- Task to complete:
Please list all lines of the material below in which the string "components" occurs.

# Start of Data supplied

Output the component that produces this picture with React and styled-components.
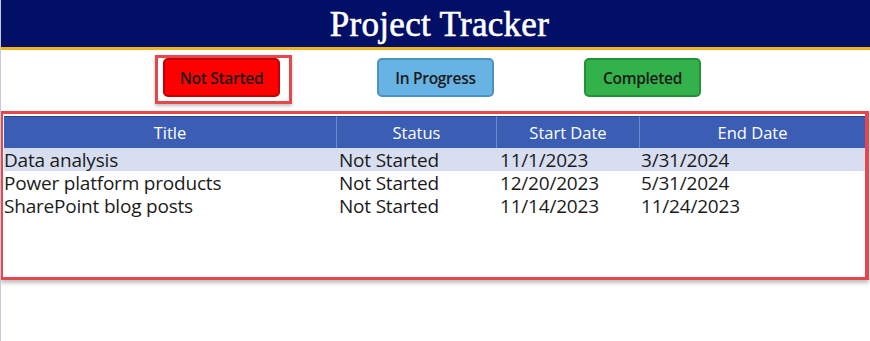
import React from "react";
import styled, { createGlobalStyle } from "styled-components";

const Global = createGlobalStyle`
  html, body { margin: 0; padding: 0; background: #fff; }
  body { font-family: "Open Sans", "Noto Sans", sans-serif; }
`;

const Page = styled.div`
  width: 870px;
  height: 341px;
  border-left: 1px solid #c9c9de;
  box-sizing: border-box;
  overflow: hidden;
`;

const Header = styled.header`
  height: 47px;
  background: #010f66;
  border-bottom: 3px solid #f0b41c;
  display: flex;
  align-items: center;
  justify-content: center;
  h1 {
    margin: 2px 0 0 8px;
    color: #fff;
    font-family: "Liberation Serif", "DejaVu Serif", serif;
    font-weight: normal;
    font-size: 35px;
    letter-spacing: 0.3px;
    -webkit-text-stroke: 0.6px #fff;
  }
`;

const FilterBar = styled.div`
  display: flex;
  padding: 8px 0 0 162px;
  height: 54px;
  box-sizing: border-box;
`;

const Filter = styled.div`
  position: relative;
  width: 117px;
  height: 39px;
  margin-left: ${(p) => p.$gap}px;
  box-sizing: border-box;
  border-radius: 5px;
  border: 2px solid ${(p) => p.$edge};
  background: ${(p) => p.$fill};
  color: #1a1a1a;
  font-size: 15.5px;
  font-weight: 600;
  display: flex;
  align-items: center;
  justify-content: center;
  letter-spacing: -0.3px;
  &::after {
    content: "";
    display: ${(p) => (p.$selected ? "block" : "none")};
    position: absolute;
    inset: -5px -14px -9px -10px;
    border: 3px solid #e5474d;
    box-shadow: 0 2px 3px rgba(0, 0, 0, 0.25);
  }
`;

const Gallery = styled.div`
  margin-top: 7px;
  height: 169px;
  width: 869px;
  box-sizing: border-box;
  border: 3px solid #e5474d;
  border-right-width: 4px;
  box-shadow: 0 3px 4px rgba(0, 0, 0, 0.25);
  padding: 2px 0 0 1px;
  margin-left: -1px;
`;

const Grid = styled.div`
  display: grid;
  grid-template-columns: 332px 160px 143px 1fr;
`;

const HeadCell = styled.div`
  height: 31px;
  background: #3b5db4;
  color: #fff;
  font-size: 16.5px;
  display: flex;
  align-items: center;
  justify-content: center;
  border-left: ${(p) => (p.$first ? "none" : "1px solid #6f8bd0")};
  border-top: 1px solid #2b438a;
`;

const Row = styled.div`
  display: contents;
  & > div {
    background: ${(p) => (p.$selected ? "#d7deef" : "transparent")};
  }
`;

const Cell = styled.div`
  height: 22px;
  padding-top: 1px;
  line-height: 23px;
  font-size: 19px;
  color: #1b1b1b;
  white-space: nowrap;
  padding-left: ${(p) => p.$pad}px;
  letter-spacing: -0.2px;
`;

const filters = [
  { label: "Not Started", fill: "#ff0000", edge: "#c40000", selected: true, gap: 0 },
  { label: "In Progress", fill: "#67b3e3", edge: "#4b93c2", gap: 97 },
  { label: "Completed", fill: "#33b24b", edge: "#23913a", gap: 90 },
];

const items = [
  ["Data analysis", "Not Started", "11/1/2023", "3/31/2024"],
  ["Power platform products", "Not Started", "12/20/2023", "5/31/2024"],
  ["SharePoint blog posts", "Not Started", "11/14/2023", "11/24/2023"],
];

const pads = [0, 3, 4, 2];

export default function App() {
  return (
    <Page>
      <Global />
      <Header>
        <h1>Project Tracker</h1>
      </Header>
      <FilterBar>
        {filters.map((f) => (
          <Filter
            key={f.label}
            $fill={f.fill}
            $edge={f.edge}
            $selected={f.selected}
            $gap={f.gap}
          >
            {f.label}
          </Filter>
        ))}
      </FilterBar>
      <Gallery>
        <Grid>
          {["Title", "Status", "Start Date", "End Date"].map((h, i) => (
            <HeadCell key={h} $first={i === 0}>{h}</HeadCell>
          ))}
          {items.map((r, i) => (
            <Row key={r[0]} $selected={i === 0}>
              {r.map((c, j) => (
                <Cell key={j} $pad={pads[j]}>{c}</Cell>
              ))}
            </Row>
          ))}
        </Grid>
      </Gallery>
    </Page>
  );
}
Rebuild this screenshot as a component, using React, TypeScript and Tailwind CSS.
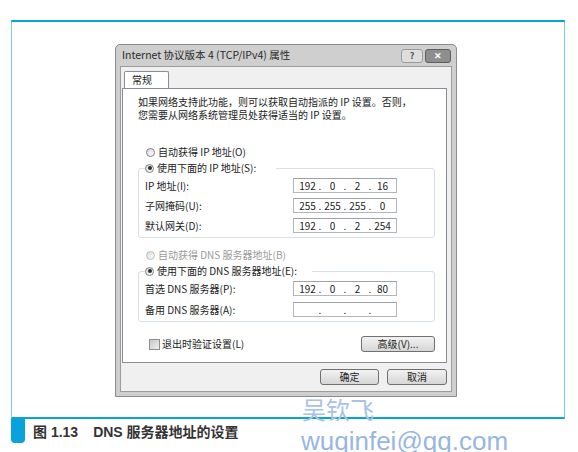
import { Fragment } from "react";

const cjk = "font-['Noto_Sans_CJK_SC','Noto_Sans',sans-serif]";

function Radio({ checked, disabled }: { checked?: boolean; disabled?: boolean }) {
  return (
    <span
      className={`flex h-[9px] w-[9px] shrink-0 items-center justify-center rounded-full border bg-linear-to-br from-[#d9d9d9] to-white ${
        disabled ? "border-[#bdbdbd]" : "border-[#7f7f7f]"
      }`}
    >
      {checked && <span className="h-[4px] w-[4px] rounded-full bg-[#2f2f2f]" />}
    </span>
  );
}

function IpBox({ parts }: { parts: string[] }) {
  return (
    <div className="flex h-[15px] w-[104px] items-center border border-[#b3b6bd] border-t-[#9ea1a8] bg-white px-[3px] text-[10px] leading-none text-[#222]">
      {parts.map((part, i) => (
        <Fragment key={i}>
          {i > 0 && <span className="w-[4px] text-center">.</span>}
          <span className="flex-1 text-center">{part}</span>
        </Fragment>
      ))}
    </div>
  );
}

function Row({ label, parts }: { label: string; parts: string[] }) {
  return (
    <div className="flex h-[15px] items-center">
      <span className="w-[148px] text-[10px] leading-none text-[#222]">{label}</span>
      <IpBox parts={parts} />
    </div>
  );
}

function WinButton({ label, className }: { label: string; className: string }) {
  return (
    <div
      className={`flex h-[16px] items-center justify-center rounded-[3px] border border-[#707070] bg-linear-to-b from-[#f2f2f2] to-[#d6d6d6] text-[10px] leading-none text-[#222] ${className}`}
    >
      {label}
    </div>
  );
}

function Dialog() {
  return (
    <div className={`flex h-[353px] w-[342px] flex-col rounded-t-[5px] border border-[#8c8c8c] bg-[#cfcfcf] ${cjk}`}>
      <div className="flex h-[21px] shrink-0 items-center justify-between pl-[6px] pr-[5px]">
        <span className="text-[10.5px] leading-none text-[#2a2a2a]">Internet 协议版本 4 (TCP/IPv4) 属性</span>
        <div className="flex gap-[2px]">
          <div className="flex h-[14px] w-[22px] items-center justify-center rounded-[3px] border border-[#9a9a9a] bg-[#dedede] text-[9px] font-bold leading-none text-[#555]">
            ?
          </div>
          <div className="flex h-[14px] w-[26px] items-center justify-center rounded-[3px] border border-[#5e5e5e] bg-[#8e8e8e] text-[9px] font-bold leading-none text-white">
            ✕
          </div>
        </div>
      </div>
      <div className="mx-[4px] mb-[4px] flex flex-1 flex-col border border-[#9c9c9c] bg-[#f0f0f0] pb-[5px] pl-[1px] pr-[4px] pt-[4px]">
        <div className="ml-[2px] flex h-[18px] w-[45px] items-start rounded-t-[2px] border border-b-0 border-[#898c95] bg-white pl-[7px] pt-[3px] text-[10px] leading-none text-[#222]">
          常规
        </div>
        <div className="-mt-px flex flex-col border border-[#898c95] bg-white pb-[10px] pl-[15px] pr-[11px] pt-[6px] text-[#222]">
          <p className="text-[10px] leading-[13px]">
            如果网络支持此功能，则可以获取自动指派的 IP 设置。否则，
            <br />
            您需要从网络系统管理员处获得适当的 IP 设置。
          </p>

          <div className="ml-[8px] mt-[24px] flex h-[14px] items-center gap-[3px] text-[10px] leading-none">
            <Radio />
            <span>自动获得 IP 地址(O)</span>
          </div>
          <fieldset className="mt-[2px] rounded-[3px] border border-[#d5dfe5] pb-[4px] pl-[6px] pr-[34px] pt-[3px]">
            <legend className="flex h-[14px] items-center gap-[3px] pr-[20px] text-[10px] leading-none">
              <Radio checked />
              <span>使用下面的 IP 地址(S):</span>
            </legend>
            <div className="flex flex-col gap-[5px]">
              <Row label="IP 地址(I):" parts={["192", "0", "2", "16"]} />
              <Row label="子网掩码(U):" parts={["255", "255", "255", "0"]} />
              <Row label="默认网关(D):" parts={["192", "0", "2", "254"]} />
            </div>
          </fieldset>

          <div className="ml-[8px] mt-[10px] flex h-[14px] items-center gap-[3px] text-[10px] leading-none text-[#9a9a9a]">
            <Radio disabled />
            <span>自动获得 DNS 服务器地址(B)</span>
          </div>
          <fieldset className="mt-[2px] rounded-[3px] border border-[#d5dfe5] pb-[4px] pl-[6px] pr-[34px] pt-[3px]">
            <legend className="flex h-[14px] items-center gap-[3px] pr-[15px] text-[10px] leading-none">
              <Radio checked />
              <span>使用下面的 DNS 服务器地址(E):</span>
            </legend>
            <div className="flex flex-col gap-[6px]">
              <Row label="首选 DNS 服务器(P):" parts={["192", "0", "2", "80"]} />
              <Row label="备用 DNS 服务器(A):" parts={["", "", "", ""]} />
            </div>
          </fieldset>

          <div className="mt-[14px] flex h-[16px] items-center justify-between pl-[11px]">
            <div className="flex items-center gap-[2px] text-[10px] leading-none">
              <span className="h-[11px] w-[11px] border border-[#8f8f8f] bg-linear-to-br from-[#c8c8c8] to-[#eeeeee]" />
              <span>退出时验证设置(L)</span>
            </div>
            <WinButton label="高级(V)..." className="w-[74px]" />
          </div>
        </div>
        <div className="mt-[6px] flex justify-end gap-[8px]">
          <WinButton label="确定" className="w-[59px]" />
          <WinButton label="取消" className="w-[60px]" />
        </div>
      </div>
    </div>
  );
}

export default function App() {
  return (
    <div className="relative h-[452px] w-[578px] overflow-hidden bg-white">
      <div className="ml-[11px] mt-[20px] h-[399px] w-[554px] border-x border-y-2 border-x-[#7cc8ea] border-y-[#0aa2dc] pl-[103px] pt-[22px]">
        <Dialog />
      </div>
      <div className="ml-[11px] flex items-start">
        <div className="h-[24px] w-[14px] rounded-b-[4px] bg-[#0aa2dc]" />
        <div className="ml-[8px] mt-[6px] flex gap-[15px] text-[14px] font-bold leading-none text-[#333] font-['Liberation_Sans','Noto_Sans_CJK_SC',sans-serif]">
          <span>图 1.13</span>
          <span>DNS 服务器地址的设置</span>
        </div>
      </div>

      <div className="pointer-events-none absolute left-[302px] top-[397px] text-[24px] leading-none text-[#a9c2e8] font-['Noto_Sans_CJK_SC',sans-serif]">
        吴钦飞
      </div>
      <div className="pointer-events-none absolute left-[301px] top-[428px] text-[26px] leading-none text-[#98b6e4] font-['Liberation_Sans',sans-serif]">
        wuqinfei@qq.com
      </div>
    </div>
  );
}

# End of Data supplied

- Exercise output:
Output the component that produces this picture with React and styled-components.
import styled, { createGlobalStyle } from "styled-components";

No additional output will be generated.